April 23rd, 2007 at 2:15 pm
congratulations on a job well done. I don’t care what any college administration wants to tell us - we are parents first and foremost. They need us. My daughter struggled her first year getting extra help and a tutor. She was given the run around by the learning services department and now, finally, has been given a tutor to help her with bio (three weeks before the finals). She has decided not to return next year but, like your son, move home and commute to a community college with the hopes of bringing up her gpa and then being able to transfer. Good luck.

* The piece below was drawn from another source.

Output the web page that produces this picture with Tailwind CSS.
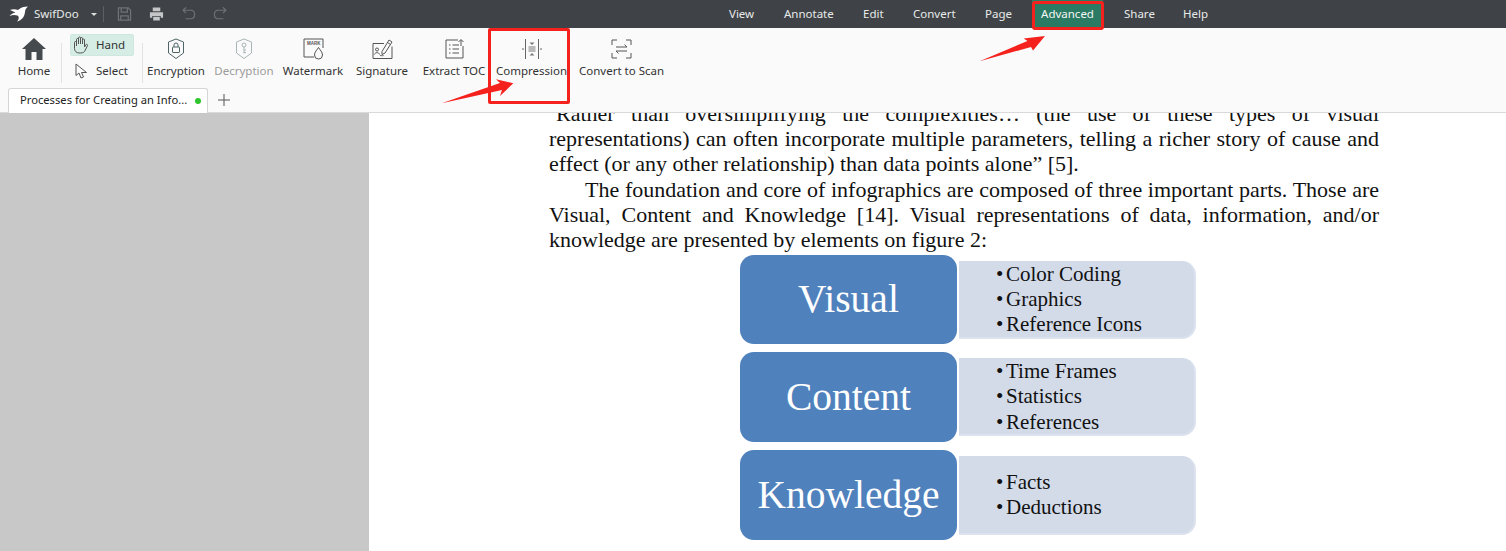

March 19th, 2007 at 7:09 pm
My son has ADD and a learning disability in math. His Freshman year was a disaster. It didn’t have to be. The school had a disability office and a special achievement office just for kids like him. So what went wrong? The university expected him to navigate the complex process of getting help by himself. He never did connect with the special achievement office that year. The second year he came home and commuted to a local community college. His third year he returned. This time I did what I should have done the first time. Before school started I went with him to the disablity office and filled out forms with him. Then we saw his advisor and I sat with him. Then we went to the achievement office to collect forms and set up an intake appointment. A couple of weeks later (still before school started) I took him to the achievement office intake appointment. They talked with him alone and also talked with me alone. This time it worked and my son is doing very well. I logged the time it took to do these appointments and paper work with an educated parent leading the way. IT TOOK SIX HOURS! No wonder he could not do this at the beginning of his freshman year! If he was able to do this he would not have been in need of this help. Parents - If your kid needs you STAY INVOLVED! Save money and heartache. On the other hand, if your kid does NOT need you butt out! One of my sons (this one) needed me a lot. One needed me a little. One doesn’t need me at all.